Even objects labeled as trash find a home. When Miami had plans to tear down Harris Hall, Sullivan and Blackmar got permission to scavenge the building. Black tiles from Harris are now in the ungulate gallery. Marble-topped cabinets hauled from the building will eventually house fish in the mollusk gallery.
Separately, an exhibit where arthropods are to be held, was constructed from planks of ash, over 100 years old that starts to smoke when drilled into.
“We almost never buy new stuff,” says Blackmar, “we just repurpose things.”
Sullivan’s creativity and ingenuity extends far beyond, as he participated in theater productions, largely in high school, and his mother taught him to sew when he was young.
For this Oxford resident, sewing comes in handy for constructing Halloween costumes for himself and his three children.
From a bat costume for one of his children, complete with ears that stood up from the top of their head, to a Star Trek Borg costume with computer chips built into the headpiece and an eyepiece that blinked, “he will build elaborate costumes,” says Amy, “ just out of his head.”

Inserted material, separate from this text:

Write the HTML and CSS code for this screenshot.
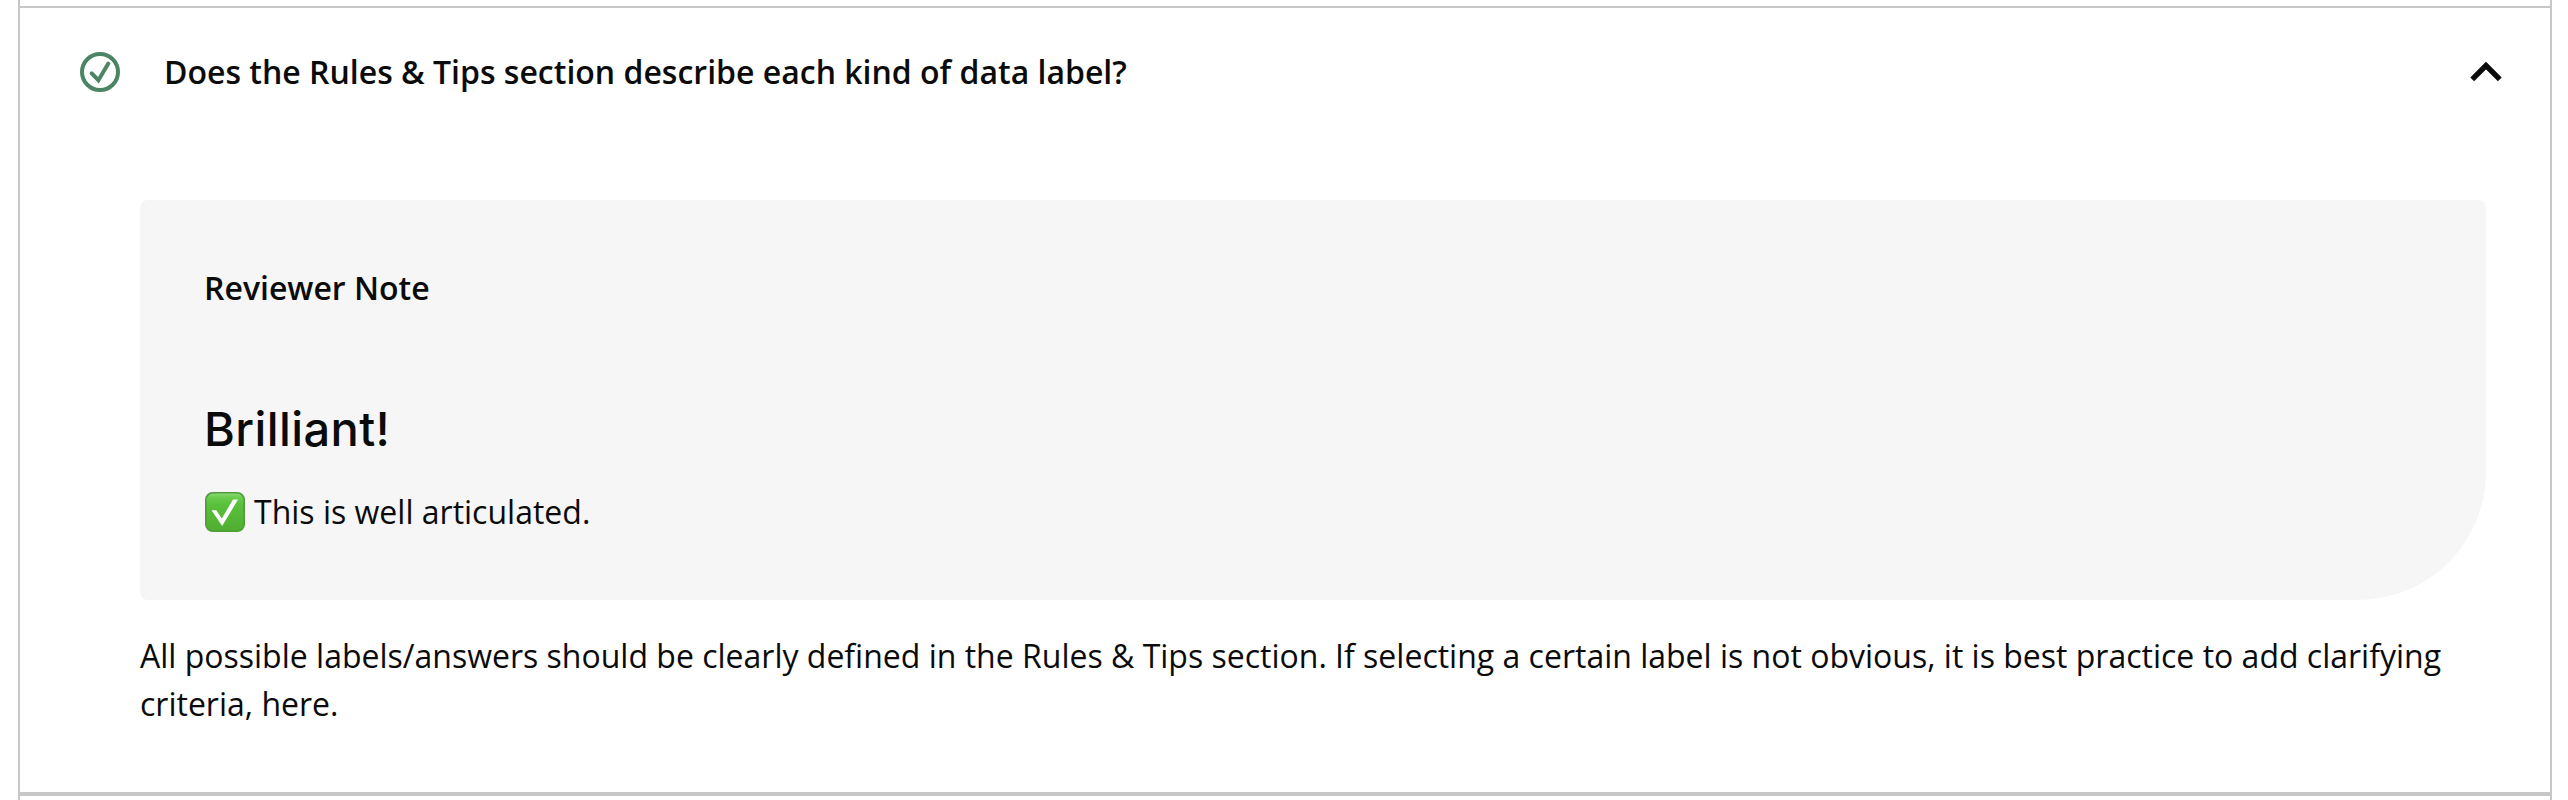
FILE: index.html
```html
<!DOCTYPE html>
<html lang="en">
<head>
<meta charset="utf-8">
<title>Review</title>
<link rel="stylesheet" href="styles.css">
</head>
<body>
<main class="rubric">
  <section class="item">
    <header class="item-header">
      <svg class="status" viewBox="0 0 40 40" aria-hidden="true"><circle cx="20" cy="20" r="18"/><path d="M11.7 21.3 18.4 28.2 28.3 11.6"/></svg>
      <h2 class="title">Does the Rules &amp; Tips section describe each kind of data label?</h2>
      <svg class="chevron" viewBox="0 0 32 20" aria-hidden="true"><path d="M2.2 17.3 16 3.5 29.8 17.3"/></svg>
    </header>
    <div class="item-body">
      <div class="note">
        <h3 class="note-title">Reviewer Note</h3>
        <p class="verdict">Brilliant!</p>
        <p class="comment">
          <svg class="emoji" viewBox="0 0 40 40" aria-hidden="true">
            <defs>
              <linearGradient id="face" x1="0" y1="0" x2="0" y2="1"><stop offset="0" stop-color="#8edc78"/><stop offset=".12" stop-color="#6bcc4e"/><stop offset=".3" stop-color="#59c13b"/><stop offset="1" stop-color="#50ad31"/></linearGradient>
              <linearGradient id="rim" x1="0" y1="0" x2="0" y2="1"><stop offset="0" stop-color="#4f983d"/><stop offset="1" stop-color="#4ca035"/></linearGradient>
            </defs>
            <rect x=".8" y=".8" width="38.4" height="38.4" rx="7" fill="url(#face)" stroke="url(#rim)" stroke-width="1.6"/>
            <path d="M6.5 18.2H11.3L16.8 26.5 28 7.6H33L17.2 34Z" fill="#fff"/>
          </svg>
          <span>This is well articulated.</span>
        </p>
      </div>
      <p class="description">All possible labels/answers should be clearly defined in the Rules &amp; Tips section. If selecting a certain label is not obvious, it is best practice to add clarifying criteria, here.</p>
    </div>
  </section>
</main>
</body>
</html>
```
FILE: styles.css
```css
* { box-sizing: border-box; }
body {
  margin: 0;
  background: #fff;
  color: #0b0b0b;
  font: 400 32px/48px "Open Sans", sans-serif;
}
h2, h3, p { margin: 0; }
.rubric {
  height: 800px;
  margin: 0 16px 0 18px;
  padding-top: 6px;
  border: solid #c7c7c7;
  border-width: 0 2px;
}
.item {
  height: 790px;
  border-top: 2px solid #c7c7c7;
  border-bottom: 4px solid #c7c7c7;
}
.item-header {
  display: flex;
  align-items: center;
  height: 128px;
  padding: 0 48px 0 60px;
}
.status { width: 40px; height: 40px; margin-right: 44px; }
.status circle, .status path { fill: none; stroke: #4c8564; stroke-width: 4; }
.status path { stroke-linecap: round; }
.title, .note-title { font-size: 32px; font-weight: 600; }
.title { flex: 1; }
.chevron { width: 32px; height: 20px; }
.chevron path { fill: none; stroke: #0b0b0b; stroke-width: 5.4; }
.item-body { padding: 64px 64px 0 120px; }
.note {
  height: 400px;
  padding: 64px;
  background: #f6f6f6;
  border-radius: 8px 8px 128px 8px;
}
.verdict {
  margin-top: 85px;
  font: 500 47px/64px Inter, sans-serif;
  letter-spacing: .4px;
}
.comment { display: flex; gap: 9px; margin-top: 27px; }
.emoji { width: 40px; height: 40px; margin: 4px 0 0 1px; }
.description { margin-top: 32px; }
```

But to Sullivan, this is just another way to be inventive and original. “Why not be exuberant and fun and creative whenever appropriate?” says Sullivan. On even smaller scales, Sullivan abides by this, painting his nails. He often applies his favorite color, purple, “because purple is a color that stimulates my pituitary gland more than most other colors,” says Sullivan.
Sullivan also draws, paints and sculpts. His art is often included in advertisements and promotional materials for annual Hefner lectures.
Recently, Higley was working on a banteng – a species of wild cattle – and was struggling to reattach a horn. “He must be a fantastic sculptor,” says Higley, “because he has to replicate the texture of the horns on these creatures, which can be hard.”
According to Amy, Sullivan’s “holistic” approach toward nature is something she observes as increasingly rare, and as Blackmar explains, “he’s like the quintessential 19th century naturalist, able to bring art and science together.”
But to Sullivan, “I’m zealous about everything I do,” he says.